Feel free to plug a particular piece from Quantum that you think is particularly noteworthy. Which article would you choose that illustrates what your blog is all about?
This is difficult since we have various writers contributing on a wide range of topics. There is perhaps no single article that is all encompassing. I would rather direct readers to our latest review by Jacob Hicks of a group show at Mark Miller Gallery titled “Hot Dry Men, Cold Wet Women” seen here.
Have any of the artists you’ve worked with through Quantum influenced your practice?
Not directly, but broadening my exposure to the practice of others has been invaluable. Continually being in dialogue with a community of artists is crucial to remain informed and relevant in your own way. For me the most fascinating aspect is learning the driving factors behind other artists work. There’s almost a subconscious comparison with my own process that naturally facilitates personal growth. It’s a kind of introspection through the lens of what captivates other artists.
What artists, contemporary or otherwise, do you pull inspiration from?

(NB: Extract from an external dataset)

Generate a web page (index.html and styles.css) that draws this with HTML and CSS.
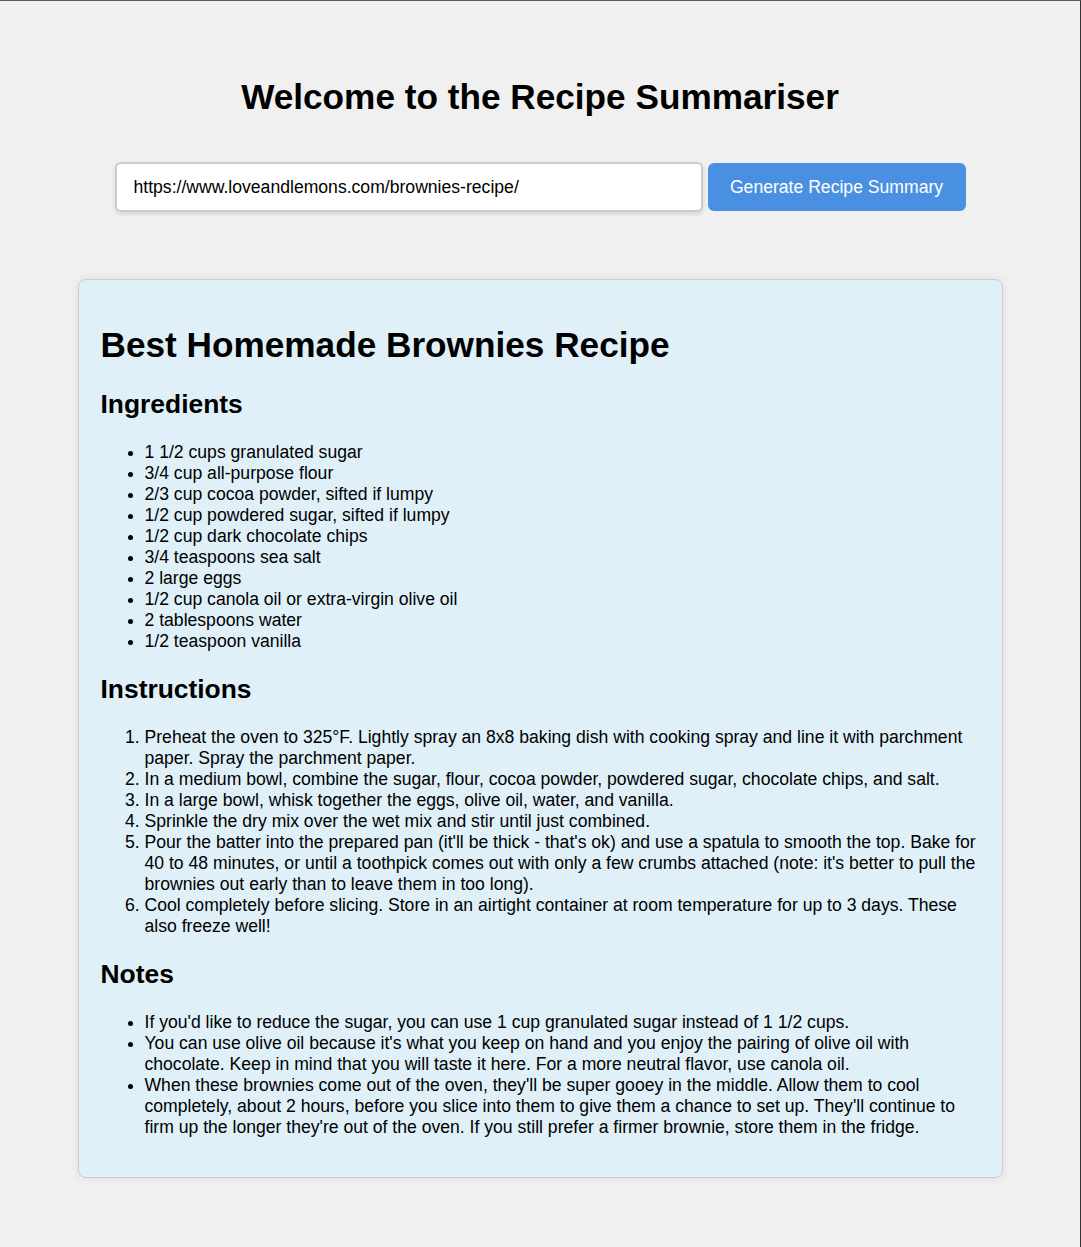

I feel like there’s an incredibly specific essence to what I genuinely become passionate about and within that realm, animal imagery never fails to seduce me. I have a tendency to focus on concepts more than individual artists and as mentioned above, the dynamic between nature and our current culture has been a continual fascination of mine. In general I think the artist’s perpetual struggle to find value in a socially irrelevant subject through allegory, metaphor, or narrative is poignant, and psychologically engaging. I enjoy Walton Ford’s work for his sense of narrative and myth. He manages to combine beauty with complex and obscure references throughout natural history and culture.
What’s next for you?
Developing new work and hoping something materializes from it. I’m in a group show opening April 11th titled “Barely Imagined Beings” at Proto Gallery in NJ. Otherwise the future is now.